Amazon: Is the Company Losing Control of Essentials?
April 11, 2022
Here’s a test question? Which is the computer product in the image below?
[a] |
[b] |
If you picked [a], you qualify for work at TopCharm, an Amazon service located in lovely Brooklyn at 3912 New Utrecht Avenue, zip 11219. Item [b] is the Ryzen cpu I ordered, paid for, and expected to arrive. TopCharm delivered: Panties, not the CPU. Is it easy to confuse a Ryzen 5900X with these really big, lacy, red “unmentionables”? One of my team asked me, “Do you want me to connect the red lace cpu to the ASUS motherboard?”
Ho ho ho.
What does Clustrmaps.com say about this location””?

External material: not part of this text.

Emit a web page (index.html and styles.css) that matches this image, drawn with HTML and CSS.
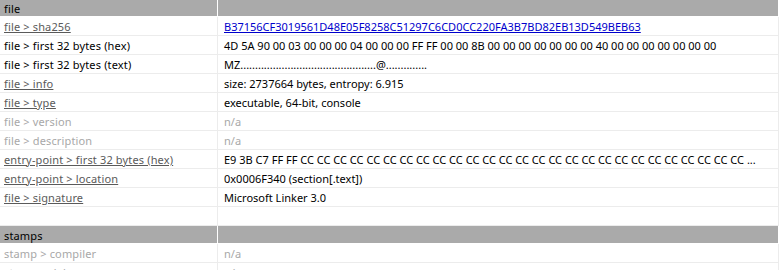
FILE: index.html
```html
<!DOCTYPE html>
<html>
<head>
<meta charset="utf-8">
<link rel="stylesheet" href="styles.css">
</head>
<body>
<div class="props">
  <div class="row group first"><div class="key">file</div><div class="val"></div></div>
  <div class="row"><div class="key"><span class="link">file &gt; sha256</span></div><div class="val"><span class="hash">B37156CF3019561D48E05F8258C51297C6CD0CC220FA3B7BD82EB13D549BEB63</span></div></div>
  <div class="row"><div class="key">file &gt; first 32 bytes (hex)</div><div class="val">4D 5A 90 00 03 00 00 00 04 00 00 00 FF FF 00 00 8B 00 00 00 00 00 00 00 40 00 00 00 00 00 00 00</div></div>
  <div class="row"><div class="key">file &gt; first 32 bytes (text)</div><div class="val">MZ..............................................@..............</div></div>
  <div class="row"><div class="key"><span class="link">file &gt; info</span></div><div class="val">size: 2737664 bytes, entropy: 6.915</div></div>
  <div class="row"><div class="key"><span class="link">file &gt; type</span></div><div class="val">executable, 64-bit, console</div></div>
  <div class="row na"><div class="key">file &gt; version</div><div class="val">n/a</div></div>
  <div class="row na"><div class="key">file &gt; description</div><div class="val">n/a</div></div>
  <div class="row"><div class="key"><span class="link">entry-point &gt; first 32 bytes (hex)</span></div><div class="val">E9 3B C7 FF FF CC CC CC CC CC CC CC CC CC CC CC CC CC CC CC CC CC CC CC CC CC CC CC CC CC CC CC ...</div></div>
  <div class="row"><div class="key"><span class="link">entry-point &gt; location</span></div><div class="val">0x0006F340 (section[.text])</div></div>
  <div class="row"><div class="key"><span class="link">file &gt; signature</span></div><div class="val">Microsoft Linker 3.0</div></div>
  <div class="row"><div class="key"></div><div class="val"></div></div>
  <div class="row group"><div class="key">stamps</div><div class="val"></div></div>
  <div class="row na"><div class="key">stamp &gt; compiler</div><div class="val">n/a</div></div>
  <div class="row na"><div class="key">stamp &gt; debugger</div><div class="val">n/a</div></div>
</div>
</body>
</html>
```

FILE: styles.css
```css
html, body {
  margin: 0;
  padding: 0;
  background: #ffffff;
}

body {
  font-family: "Noto Sans", "Open Sans", sans-serif;
  font-size: 11px;
  color: #000000;
}

.props {
  width: 779px;
  display: flex;
  flex-direction: column;
}

.row {
  display: grid;
  grid-template-columns: 218px 561px;
  height: 19px;
}

.key, .val {
  box-sizing: border-box;
  border-right: 1px solid #ececec;
  border-bottom: 1px solid #ececec;
  padding-top: 1px;
  line-height: 18px;
  white-space: nowrap;
  overflow: hidden;
}

.key { padding-left: 4px; letter-spacing: 0.15px; }
.val { padding-left: 6px; }

.row.group { height: 18px; }
.row.group.first { margin-top: -1px; }

.group .key, .group .val {
  background: #aaaaaa;
  border-right-color: #ffffff;
  border-bottom-color: #ffffff;
  padding-top: 1px;
  line-height: 17px;
}

.group.first .key { padding-top: 1px; }

.link {
  color: #5a5a5a;
  text-decoration: underline;
}

.hash {
  color: #0000cc;
  text-decoration: underline;
}

.na .key, .na .val { color: #a8a8a8; }
```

This address has been used for business registration by Express Repair & Towing Inc. The property belongs to Lelah Inc. [Maybe these are Lelah’s underwear? And Express Repair & Towing? Yep, that sounds like a vendor of digital panties, red and see-through at that.]
One of my team suggested I wear the garment for my lecture in April 2021 at the National Cyber Crime Conference? My wife wanted to know if Don (one of my technical team) likes red panties? A neighbor’s college-attending son asked, “Who is the babe who wears that? Can I have her contact info?”
My sense of humor about this matter is officially exhausted.
Several observations about this Amazon transaction:
- Does the phrase “too big to manage” apply in this situation to Amazon’s ecommerce business?
- What type of stocking clerk confuses a high end CPU with cheap red underwear?
- What quality assurance methods are in place to protect a consumer from cheap jokes and embarrassment when this type of misstep occurs?
Has Amazon lost control of the basics of online commerce? If one confuses CPUs with panties, how is Amazon going to ensure that its Government Cloud services for the public sector stay online? Quite a misstep in my opinion. Is this cyber fraud, an example of management lapses, a screwed up inventory system, or a perverse sense of humor?